I have written a novel. Whether it is good or bad is not the point of this session; what is important is that I managed to construct and complete a novel of 89,000 words. It is complicated by time shifts between 2016 and 1916.
My story began with four students, Tom a First World War British soldier and the central victim, a German soldier called Ernst. When I started writing I had no idea where the story would go. I had no idea Josh, one of the students, originally from Wakefield would evolve into a Canadian from Toronto. Or that his father was not a Yorkshire builder but an international lawyer based in Paris. It surprised me that the son of Ernst became a nasty Nazi war criminal who would commit an atrocity in Amsterdam involving Josh’s Jewish family.
In the epilogue, written half way through the writing process, Ben’s father Jack was dead; killed in the Gulf War. But I needed someone to kill Neo-Nazi Mattaus Kroeling (Ben’s biological father) and who better than a military explosives expert. Jack Shaw, bomb disposal expert was brought back to life albeit without a leg.
These are just a few examples of how my novel evolved. I wrote the novel in bits according to how I felt at the time. One day I might write about the gig at Bootleg Joe’s, then the next day I would describe Captain Machell calling on Maggie after Toms death.
Early on I realised I would need to use technology cope with this movable feast. The two main apps I found useful are Excel, Dropbox and SimpleMind +.
I write on an iPad Air and use my laptop for some formatting – for example: changing a name throughout a manuscript.
Microsoft 365 package includes Excel. I used a simple spreadsheet to enabled me to see the order of the chapters and a brief description of the content. When the Nazi atrocity in Amsterdam storyline developed I could see where it could be inserted. It also allowed me to keep a word count.
I use the free version.

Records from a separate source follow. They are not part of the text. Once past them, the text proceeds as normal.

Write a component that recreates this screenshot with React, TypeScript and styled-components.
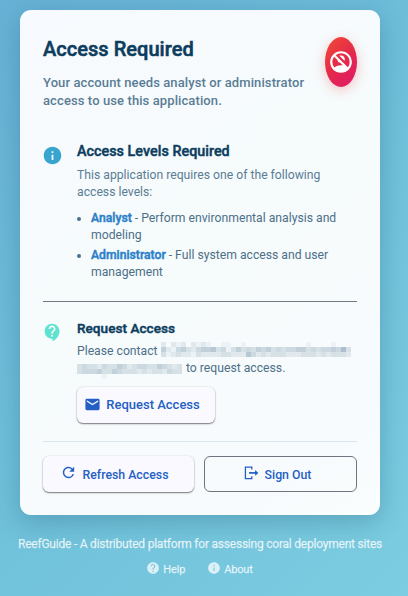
import React from 'react';
import styled, { createGlobalStyle, css } from 'styled-components';
import { MdInfo, MdContactSupport, MdMail, MdRefresh, MdHelp, MdNoAccounts } from 'react-icons/md';

const GlobalStyle = createGlobalStyle`
  * { box-sizing: border-box; }
  body {
    margin: 0;
    font-family: Roboto, "Liberation Sans", sans-serif;
    background: linear-gradient(135deg, #67b1d6 0%, #6fc0da 50%, #7ccde1 100%);
  }
  h1, h2, p, ul { margin: 0; }
  svg { display: block; flex: none; }
`;

const Page = styled.div`
  display: flex;
  flex-direction: column;
  align-items: center;
  width: 400px;
  height: 596px;
  padding-top: 10px;
`;

const Card = styled.main`
  width: 360px;
  height: 505px;
  padding: 27px 23px 0;
  border-radius: 11px;
  background: linear-gradient(145deg, #f7fafe 0%, #f6fbfc 45%, #f8fbfd 88%, #fafefe 100%);
  box-shadow: 0 7px 26px rgba(12, 61, 94, 0.26);
`;

const Header = styled.header`
  display: flex;
  justify-content: space-between;
  height: 106px;
`;

const Title = styled.h1`
  font-size: 20px;
  line-height: 24px;
  font-weight: 500;
  letter-spacing: 0.04px;
  color: #0c3d5e;
  -webkit-text-stroke: 0.55px currentColor;
`;

const Subtitle = styled.p`
  margin-top: 13px;
  font-size: 13px;
  line-height: 18px;
  font-weight: 500;
  letter-spacing: 0.1px;
  white-space: nowrap;
  color: #5a7d95;
`;

const Badge = styled.div`
  display: flex;
  align-items: center;
  justify-content: center;
  width: 32px;
  height: 50px;
  border-radius: 50%;
  color: #fff;
  background: linear-gradient(135deg, #f04438 10%, #e42a4a 50%, #df1a68 95%);
  box-shadow: 0 3px 12px rgba(240, 68, 56, 0.3);
`;

const Section = styled.section<{ $tone: string }>`
  display: grid;
  grid-template-columns: 20px 1fr;
  column-gap: 14px;
  color: #4d7089;
  white-space: nowrap;
  > svg { color: ${(p) => p.$tone}; margin: 2px 0 0 -1px; }
`;

const SectionGap = styled.div<{ $h: number }>`
  height: ${(p) => p.$h}px;
`;

const Heading = styled.h2<{ $size: number }>`
  font-size: ${(p) => p.$size}px;
  line-height: 17px;
  font-weight: 500;
  letter-spacing: 0.04px;
  color: #0c3d5e;
  -webkit-text-stroke: 0.45px currentColor;
`;

const Text = styled.p`
  margin-top: 7px;
  font-size: 12.2px;
  line-height: 17px;
  color: #5a7d95;
`;

const ContactText = styled(Text)`
  margin-top: 6px;
  color: #4d7089;
`;

const ContactLine = styled.span<{ $gap: number }>`
  display: flex;
  gap: ${(p) => p.$gap}px;
  height: 17px;
`;

const Levels = styled.ul`
  margin-top: 9px;
  padding-left: 14px;
  font-size: 12.2px;
  line-height: 17px;
`;

const Level = styled.li`
  height: 37px;
`;

const LevelName = styled.strong`
  font-weight: 500;
  color: #2b7fc9;
  -webkit-text-stroke: 0.45px currentColor;
`;

const Divider = styled.hr<{ $color: string }>`
  height: 1px;
  margin: 0;
  border: 0;
  background: ${(p) => p.$color};
`;

const Button = styled.button<{ $outlined?: boolean; $large?: boolean }>`
  display: flex;
  align-items: center;
  justify-content: center;
  gap: 6px;
  height: 36px;
  padding: 0 9px 3px 0;
  border: 0;
  border-radius: 6px;
  font: 500 12.3px/16px Roboto, sans-serif;
  color: #245fc4;
  background: #faf9ff;
  box-shadow: 0 1px 1.5px rgba(0, 0, 0, 0.5), 0 0 2px rgba(0, 0, 0, 0.12);
  ${(p) => p.$large && css`
    width: 138px;
    margin-top: 10px;
    padding: 0 8px 2px 0;
    gap: 5px;
    font-size: 13px;
  `}
  ${(p) => p.$outlined && css`
    padding-right: 6px;
    border: 1px solid #70747f;
    background: transparent;
    box-shadow: none;
  `}
`;

const ButtonLabel = styled.span<{ $drop?: number }>`
  padding-top: ${(p) => (p.$drop ?? 2) * 2}px;
`;

const Actions = styled.div`
  display: grid;
  grid-template-columns: 151px 153px;
  justify-content: space-between;
  margin-top: 14px;
`;

const Footer = styled.footer`
  display: flex;
  flex-direction: column;
  align-items: center;
  margin-top: 21px;
  color: rgba(255, 255, 255, 0.74);
`;

const Tagline = styled.p`
  font-size: 12px;
  line-height: 16px;
  letter-spacing: -0.22px;
  white-space: nowrap;
  -webkit-text-stroke: 0.25px currentColor;
`;

const FooterLinks = styled.nav`
  display: flex;
  gap: 22px;
  margin: 9px 1px 0 0;
`;

const FooterLink = styled.a`
  display: flex;
  align-items: flex-start;
  gap: 3px;
  font-size: 11px;
  line-height: 16px;
  letter-spacing: -0.15px;
  -webkit-text-stroke: 0.25px currentColor;
  > span { padding-top: 1px; }
`;

const MosaicSvg = styled.svg<{ $top: number }>`
  margin-top: ${(p) => p.$top}px;
`;

/* Redacted address, one digit of opacity per 5px cell. */
function Mosaic({ rows, top }: { rows: string[]; top: number }) {
  return (
    <MosaicSvg $top={top} width={rows[0].length * 5} height={rows.length * 5} shapeRendering="crispEdges" aria-hidden>
      {rows.flatMap((row, y) =>
        [...row].map((v, x) => (
          <rect key={`${x}-${y}`} x={x * 5} y={y * 5} width="5" height="5" fill="#5a7d95" opacity={Number(v) * 0.068} />
        )),
      )}
    </MosaicSvg>
  );
}

const ADDRESS_START = [
  '20212021210011001000000000000100001000',
  '52145324556341353435453434455343445473',
  '31232213222233222642323332223332323332',
];
const ADDRESS_END = [
  '343324335423443354323',
  '344453354333232332433',
  '000001000000000000000',
];

function SignOutIcon() {
  return (
    <svg width="15" height="14" viewBox="0 0 15 14" fill="none" stroke="currentColor" strokeWidth="1.3">
      <path d="M7.8 3.6V1.2H1.4v11.4h6.4v-2.4" />
      <path d="M5 6.9h7.5" strokeWidth="1.7" />
      <path d="M11.1 4v5.8L14.4 6.9z" fill="currentColor" stroke="none" />
    </svg>
  );
}

export default function App() {
  return (
    <>
      <GlobalStyle />
      <Page>
        <Card>
          <Header>
            <div>
              <Title>Access Required</Title>
              <Subtitle>
                Your account needs analyst or administrator
                <br />
                access to use this application.
              </Subtitle>
            </div>
            <Badge>
              <MdNoAccounts size={26} />
            </Badge>
          </Header>
          <Section $tone="#38a5cf">
            <MdInfo size={21} />
            <div>
              <Heading $size={14.3}>Access Levels Required</Heading>
              <Text>
                This application requires one of the following
                <br />
                access levels:
              </Text>
              <Levels>
                <Level>
                  <LevelName>Analyst</LevelName> - Perform environmental analysis and
                  <br />
                  modeling
                </Level>
                <Level>
                  <LevelName>Administrator</LevelName> - Full system access and user
                  <br />
                  management
                </Level>
              </Levels>
            </div>
          </Section>
          <SectionGap $h={17} />
          <Divider $color="#6f7982" />
          <SectionGap $h={18} />
          <Section $tone="#5fe3d0">
            <MdContactSupport size={21} />
            <div>
              <Heading $size={13.55}>Request Access</Heading>
              <ContactText as="div">
                <ContactLine $gap={3}>
                  Please contact <Mosaic rows={ADDRESS_START} top={-1} />
                </ContactLine>
                <ContactLine $gap={4}>
                  <Mosaic rows={ADDRESS_END} top={4} /> to request access.
                </ContactLine>
              </ContactText>
              <Button $large>
                <MdMail size={17} />
                <ButtonLabel $drop={1}>Request Access</ButtonLabel>
              </Button>
            </div>
          </Section>
          <SectionGap $h={18} />
          <Divider $color="#dbe8f1" />
          <Actions>
            <Button>
              <MdRefresh size={17} />
              <ButtonLabel>Refresh Access</ButtonLabel>
            </Button>
            <Button $outlined>
              <SignOutIcon />
              <ButtonLabel>Sign Out</ButtonLabel>
            </Button>
          </Actions>
        </Card>
        <Footer>
          <Tagline>ReefGuide - A distributed platform for assessing coral deployment sites</Tagline>
          <FooterLinks>
            <FooterLink>
              <MdHelp size={14} />
              <span>Help</span>
            </FooterLink>
            <FooterLink>
              <MdInfo size={14} />
              <span>About</span>
            </FooterLink>
          </FooterLinks>
        </Footer>
      </Page>
    </>
  );
}
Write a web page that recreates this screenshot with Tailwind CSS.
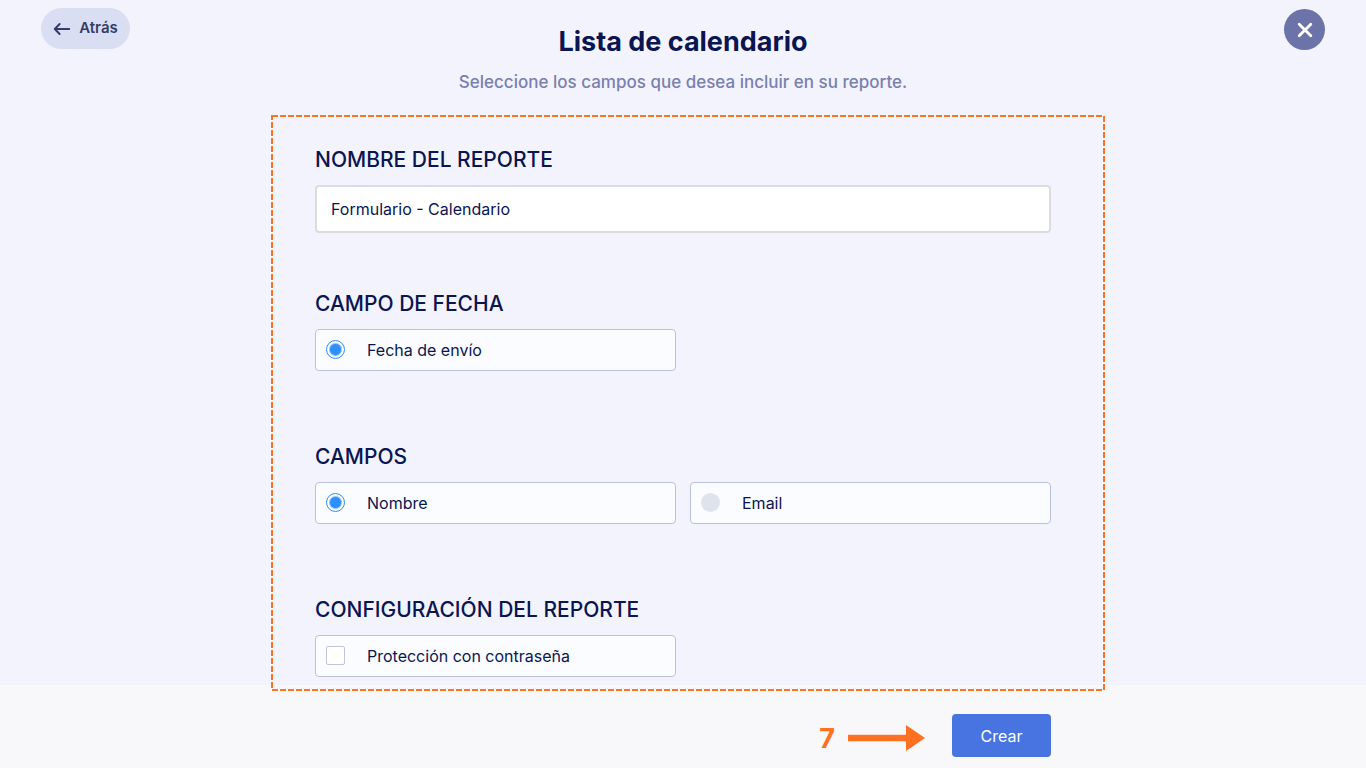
<!DOCTYPE html>
<html lang="es">
<head>
<meta charset="UTF-8" />
<meta name="viewport" content="width=device-width, initial-scale=1">
<title>Lista de calendario</title>
<script src="https://cdn.jsdelivr.net/npm/@tailwindcss/browser@4"></script>
</head>
<body class="flex min-h-screen flex-col bg-[#f3f3fe] font-['Inter',sans-serif] text-[#0a1551]">

<header class="grid grid-cols-[1fr_auto_1fr] items-start px-[41px] pt-2">
  <button type="button" class="flex h-[41px] w-[89px] items-center justify-center gap-2 rounded-full bg-[#dadef3] text-[15px] font-semibold text-[#343c6a]">
    <svg class="h-4 w-[18px]" viewBox="0 0 18 16" fill="none" stroke="currentColor" stroke-width="2" stroke-linecap="round" stroke-linejoin="round" aria-hidden="true">
      <path d="M16.2 8H2M6.6 3 1.8 8 6.6 13" />
    </svg>
    Atrás
  </button>

  <div class="pt-4 text-center">
    <h1 class="text-[27px] leading-9 font-bold">Lista de calendario</h1>
    <p class="mt-2 text-[17px] leading-7 font-medium text-[#7980b0]">Seleccione los campos que desea incluir en su reporte.</p>
  </div>

  <button type="button" aria-label="Cerrar" class="mt-px flex size-[41px] items-center justify-center justify-self-end rounded-full bg-[#6c73a8] text-white">
    <svg class="size-4" viewBox="0 0 16 16" fill="none" stroke="currentColor" stroke-width="2.8" stroke-linecap="round" aria-hidden="true">
      <path d="M2.2 2.2l11.6 11.6M13.8 2.2 2.2 13.8" />
    </svg>
  </button>
</header>

<main class="px-4 pt-[49px] pb-2">
  <form id="reporte" class="relative mx-auto max-w-[736px]">

    <!-- Nombre -->
    <section class="mb-14">
      <h2 class="mb-2.5 text-[21px] leading-[30px] font-medium"><label for="nombre">NOMBRE DEL REPORTE</label></h2>
      <input id="nombre" type="text" value="Formulario - Calendario" class="block h-12 w-full rounded-sm border-2 border-[#dcdcdf] bg-white px-[14px] text-base">
    </section>

    <!-- Campo de fecha -->
    <section class="mb-[71px]">
      <h2 class="mb-2.5 text-[21px] leading-[30px] font-medium">CAMPO DE FECHA</h2>
      <div class="grid grid-cols-2 gap-[14px]">
        <label class="flex h-[42px] items-center gap-[22px] rounded-sm border border-[#b9c1de] bg-[#fbfcff] px-[10px] pb-px text-base">
          <input type="radio" name="fecha" checked class="size-[19px] shrink-0 appearance-none rounded-full bg-[#dfe3ed] checked:border checked:border-[#2e90ff] checked:bg-[radial-gradient(circle,#2e90ff_5px,#ffffff_7px)]">
          Fecha de envío
        </label>
      </div>
    </section>

    <!-- Campos -->
    <section class="mb-[71px]">
      <h2 class="mb-2.5 text-[21px] leading-[30px] font-medium">CAMPOS</h2>
      <div class="grid grid-cols-2 gap-[14px]">
        <label class="flex h-[42px] items-center gap-[22px] rounded-sm border border-[#b9c1de] bg-[#fbfcff] px-[10px] pb-px text-base">
          <input type="radio" name="campos" checked class="size-[19px] shrink-0 appearance-none rounded-full bg-[#dfe3ed] checked:border checked:border-[#2e90ff] checked:bg-[radial-gradient(circle,#2e90ff_5px,#ffffff_7px)]">
          Nombre
        </label>
        <label class="flex h-[42px] items-center gap-[22px] rounded-sm border border-[#b9c1de] bg-[#fbfcff] px-[10px] pb-px text-base">
          <input type="radio" name="campos" class="size-[19px] shrink-0 appearance-none rounded-full bg-[#dfe3ed] checked:border checked:border-[#2e90ff] checked:bg-[radial-gradient(circle,#2e90ff_5px,#ffffff_7px)]">
          Email
        </label>
      </div>
    </section>

    <!-- Configuración -->
    <section>
      <h2 class="mb-2.5 text-[21px] leading-[30px] font-medium">CONFIGURACIÓN DEL REPORTE</h2>
      <div class="grid grid-cols-2 gap-[14px]">
        <label class="flex h-[42px] items-center gap-[22px] rounded-sm border border-[#b9c1de] bg-[#fbfcff] px-[10px] pb-px text-base">
          <input type="checkbox" class="size-[19px] shrink-0 appearance-none rounded-xs border border-[#bfc5de] bg-white checked:bg-[#2e90ff]">
          Protección con contraseña
        </label>
      </div>
    </section>

    <!-- Marco de resaltado -->
    <div class="pointer-events-none absolute -top-[29px] -right-[53px] -bottom-[13px] -left-[43px] z-10">
      <svg class="size-full overflow-visible" aria-hidden="true">
        <rect width="100%" height="100%" fill="none" stroke="#ff7424" stroke-width="2" stroke-dasharray="6 2" />
      </svg>
    </div>
  </form>
</main>

<footer class="flex-1 bg-[#f8f8fb] px-4 pt-[29px] pb-[11px]">
  <div class="mx-auto flex max-w-[736px] items-center justify-end">
    <span class="mr-[13px] pt-1.5 text-[27px] leading-8 font-bold text-[#ff7020]">7</span>
    <svg class="mt-1 mr-[27px] h-[26px] w-[77px]" viewBox="0 0 77 26" fill="#ff7020" aria-hidden="true">
      <path d="M0 9.8h58V0l19 13-19 13v-9.8H0z" />
    </svg>
    <button type="submit" form="reporte" class="h-[43px] w-[99px] rounded-sm bg-[#4774e1] text-base text-white">Crear</button>
  </div>
</footer>

</body>
</html>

I can access it from anywhere with internet connection and allow others to read all or parts of my novel.
I stored my chapters in a sequence as T00 THIEPVAL Prologue, T01 THIEPVAL Chapter 1, T02 THIEPVAL Chapter 2 and so on. Numbering the chapters in this way keep the files in order and together in a block separate from other projects.
Initially I set out my chapters from T00 to T24. This allowed me to write parts of the novel at different times and file these parts in the appropriate file ready to assemble into a complete chapter.
I like the versatility of the iPad. Writing the Nazi atrocity scene in Amsterdam for chapter 3 ( T03 THIEPVAL Chapter 3) I could instantly search Pinterest WW1 images which I save as screen shots for reference which I file in chapter 3 Dropbox. Then I used Google to find information about troop transportation to France.
T03 THIEPVAL Chapter 3 now has images of soldiers at stations, harbour scenes, troops marching through French villages and historical data along with the chapter manuscript at variously stages.
This is an app I bought for £7.60. Mind mapping is a great way to build a picture of all the connections between the places and people in a novel. As my novel evolved I found it easy to add places and people and adjust the connections and interrelationships. My VARK learning style is Visual/Kinesthetic (Google VARK Questionnaire to find out yours) means I am more comfortable with diagrams than written lists.